That set in motion the chase and eventual capture.
But police say there was little they could do to prevent the man leaving the station.
Senior Sergeant Dan Foley, of Hastings, said they were about to interview the man's partner when he arrived.
"They had come to the police station in Napier and the police were busy co-ordinating interview rooms and people to speak to them," he said.
The women's details had been taken at the front counter, and they were moments from giving a statement.
"Police realised it was quite a serious matter at that stage," he said.
"Staff were being called back to do interviews, it was all under way.
"They were probably minutes away from taking her to an interview room to begin the process of taking a statement from her when he drove past and possibly parked outside."
The support person ran outside to confront him.
"He had a baby in the car and it's possible she was trying to free the baby from the car. He's grabbed her, thrown her in the car and driven off."
Foley said police immediately went looking for the 36-year-old.
The man, reported to be a Mongrel Mob member, was seen sometime later near Whakatu, between Hastings and Clive.
A witness said he appeared to have an argument on the side of the road with the woman he had abducted, and drove off without her, with police nearby.
He crashed through the gate and drove through the orchard at speed.
Linda Jaggers, who lived nearby, was reported to have said: "He was flying. He must have known where he was going because you wouldn't have known to go where he did."
After losing police, the man abandoned the car on Ngaruroro Ave.

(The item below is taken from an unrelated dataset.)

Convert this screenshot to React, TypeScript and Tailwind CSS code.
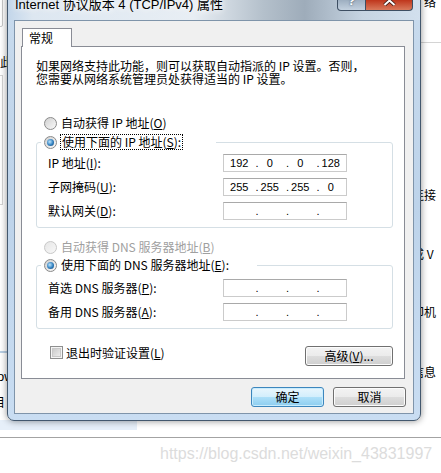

The man went to a local kohanga reo and he persuaded a woman there to give him a ride to Napier, but police stopped her car at a roadblock on the corner of Station Rd and Ngaruroro Ave and he gave up.
He appeared in court yesterday charged with kidnapping, two counts of male assaults female, threatening to kill, reckless driving and failing to stop for police.
Police said more charges were possible.
He was remanded in custody to re-appear in the Napier District Court on August 7.
The baby was returned to his mother after getting the all clear from a doctor.
The incident has shades of a violent show-down in Tokoroa in December 2011, when Jamie Ginns, 32, pursued his former partner, mother of three Matakapua Glassie through central Tokoroa before shooting her metres away from the police station. Ginns later shot himself.